── DATA PROVIDED
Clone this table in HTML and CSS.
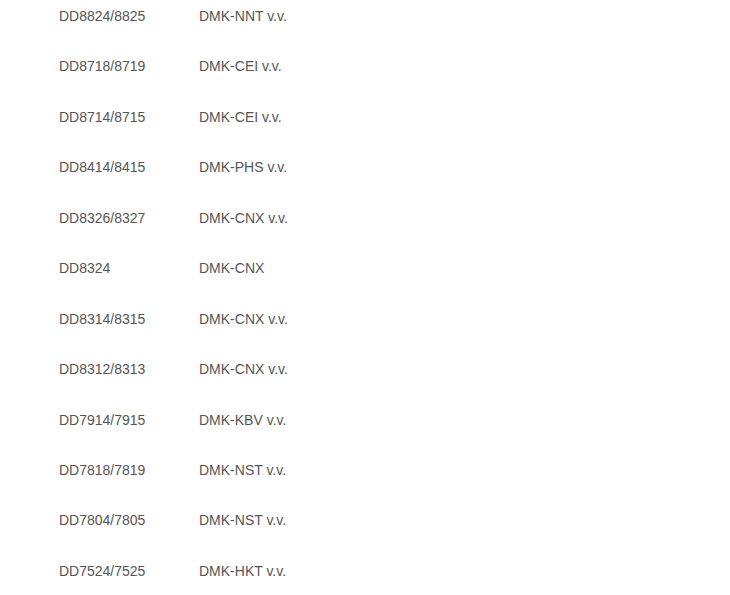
FILE: index.html
```html
<!DOCTYPE html>
<html lang="vi">
<head>
  <meta charset="UTF-8" />
  <title>Danh sach</title>
  <link rel="stylesheet" href="styles.css">
</head>
<body>
  <div class="list">
    <div class="row"><span class="code">DD8824/8825</span><span class="model">DMK-NNT v.v.</span></div>
    <div class="row"><span class="code">DD8718/8719</span><span class="model">DMK-CEI v.v.</span></div>
    <div class="row"><span class="code">DD8714/8715</span><span class="model">DMK-CEI v.v.</span></div>
    <div class="row"><span class="code">DD8414/8415</span><span class="model">DMK-PHS v.v.</span></div>
    <div class="row"><span class="code">DD8326/8327</span><span class="model">DMK-CNX v.v.</span></div>
    <div class="row"><span class="code">DD8324</span><span class="model">DMK-CNX</span></div>
    <div class="row"><span class="code">DD8314/8315</span><span class="model">DMK-CNX v.v.</span></div>
    <div class="row"><span class="code">DD8312/8313</span><span class="model">DMK-CNX v.v.</span></div>
    <div class="row"><span class="code">DD7914/7915</span><span class="model">DMK-KBV v.v.</span></div>
    <div class="row"><span class="code">DD7818/7819</span><span class="model">DMK-NST v.v.</span></div>
    <div class="row"><span class="code">DD7804/7805</span><span class="model">DMK-NST v.v.</span></div>
    <div class="row"><span class="code">DD7524/7525</span><span class="model">DMK-HKT v.v.</span></div>
  </div>
</body>
</html>
```
FILE: styles.css
```css
body {
  margin: 0;
  padding: 0;
  background: #fff;
  font-family: 'Liberation Sans', Arial, sans-serif;
  font-size: 14px;
  color: #555;
}

.list {
  padding: 4px 0 0 59px;
}

.row {
  display: flex;
  height: 25.2px;
  line-height: 25.2px;
  margin-bottom: 25.25px;
}

.code {
  width: 140px;
}
```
────
AIM OF THE TASK >> Restate the whole listing above exactly, please, omitting every image.

RESPONSE TO THIS TASK >>
Clone this table in HTML and CSS.
FILE: index.html
```html
<!DOCTYPE html>
<html lang="vi">
<head>
  <meta charset="UTF-8" />
  <title>Danh sach</title>
  <link rel="stylesheet" href="styles.css">
</head>
<body>
  <div class="list">
    <div class="row"><span class="code">DD8824/8825</span><span class="model">DMK-NNT v.v.</span></div>
    <div class="row"><span class="code">DD8718/8719</span><span class="model">DMK-CEI v.v.</span></div>
    <div class="row"><span class="code">DD8714/8715</span><span class="model">DMK-CEI v.v.</span></div>
    <div class="row"><span class="code">DD8414/8415</span><span class="model">DMK-PHS v.v.</span></div>
    <div class="row"><span class="code">DD8326/8327</span><span class="model">DMK-CNX v.v.</span></div>
    <div class="row"><span class="code">DD8324</span><span class="model">DMK-CNX</span></div>
    <div class="row"><span class="code">DD8314/8315</span><span class="model">DMK-CNX v.v.</span></div>
    <div class="row"><span class="code">DD8312/8313</span><span class="model">DMK-CNX v.v.</span></div>
    <div class="row"><span class="code">DD7914/7915</span><span class="model">DMK-KBV v.v.</span></div>
    <div class="row"><span class="code">DD7818/7819</span><span class="model">DMK-NST v.v.</span></div>
    <div class="row"><span class="code">DD7804/7805</span><span class="model">DMK-NST v.v.</span></div>
    <div class="row"><span class="code">DD7524/7525</span><span class="model">DMK-HKT v.v.</span></div>
  </div>
</body>
</html>
```
FILE: styles.css
```css
body {
  margin: 0;
  padding: 0;
  background: #fff;
  font-family: 'Liberation Sans', Arial, sans-serif;
  font-size: 14px;
  color: #555;
}

.list {
  padding: 4px 0 0 59px;
}

.row {
  display: flex;
  height: 25.2px;
  line-height: 25.2px;
  margin-bottom: 25.25px;
}

.code {
  width: 140px;
}
```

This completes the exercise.